In “Shall I Compare Thee to an Evil Tyrant,” a news article from Slate.com, journalist Meghan O’Rourke describes a recently released volume of poetry called Poems From Guantanamo: The Detainees Speak containing verse written by several inmates in the facility.
Interestingly enough, the vast majority of these poems do not espouse zealous nationalism or extremist rhetoric; rather they are often evocations of missed homelands and the injustice of their incarceration.
Abdullah Thani Faris Al Anazi pens in “To My Father:” Two years my heart sending out messages / To the homes where my family dwells, / Where lavender cotton sprouts / For grazing herds that leave well fed.
The importance of these poems lie not in their literary merits but in their humanizing power.
Too often these men are vilified into one-dimensional caricatures; like World War II propaganda proliferating images of shifty, buck-toothed Japanese, today’s image of the cloaked, turban-wearing suicidal madman promotes the same dehumanization.

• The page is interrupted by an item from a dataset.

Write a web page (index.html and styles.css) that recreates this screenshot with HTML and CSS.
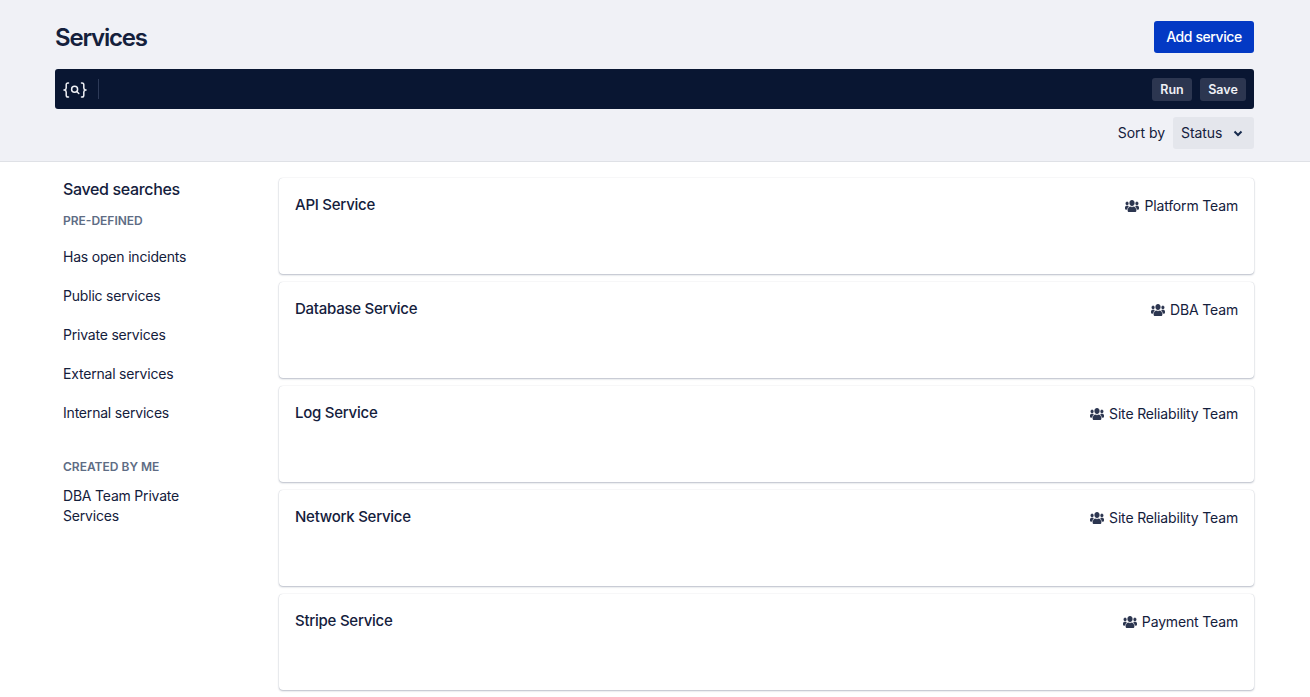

This systemic dehumanization also promotes ignorant ethnic profiling, even as more and more white Europeans and Americans are involved in terrorist attacks.
These poems illicit a paradoxical response within the American reader because they ring contrary to the us vs. them, America “versus” terrorist mentality to which we’ve been inculcated.
Once faceless deviants, the poems present these men as brothers, sons, and fathers. This transformation represents the tendency in the media to not reflect the complexities of an issue like the War on Terror. Too often Arabs are either fiends murdering our soldiers or victims rescued from the precipice of chaos and anarchy by our valiant men and women.
Rarely do feature stories depict the ordinary lives of Arabs struggling through life or striving to improve their standards of living.
Just as pop culture creates images of Islamic zealots wandering the shadowy streets of possibility readying another terrorist attack, so too does the cyclical regurgitation of news reports about helpless Iraqis or sinister Iranians do a disservice to their essential humanity.
Granted many inmates in Guantanamo are probably terrorists or affiliated with terrorist organizations; however, just as many could be innocent prisoners of a war gone horrifically awry.
Given America’s lengthy history of silencing oppositional voices from the Alien and Sedition Acts to the House Un-American Activities Committee, these poems challenge a reevaluation of both the war and its prisoners, but, more importantly, of the media’s flat depiction of those involved.
In reviling the amoral behavior of terrorists it is important to remember that they, and those they harm, are human–not causes, nor photos, nor five minutes on the evening news, but living beings with histories.
Terrorism has no face; this war is not as simple as a flag or peoples. This war is a conflict of ideologies–the most human type of conflict–and with this in mind it is important to remember that victims are people, and, yes, so too are terrorists–flawed as they may be.
After all, America is not the only nation affected by the War on Terror; September 11th was a global echo, and its ramifications deserve to represented on a global level.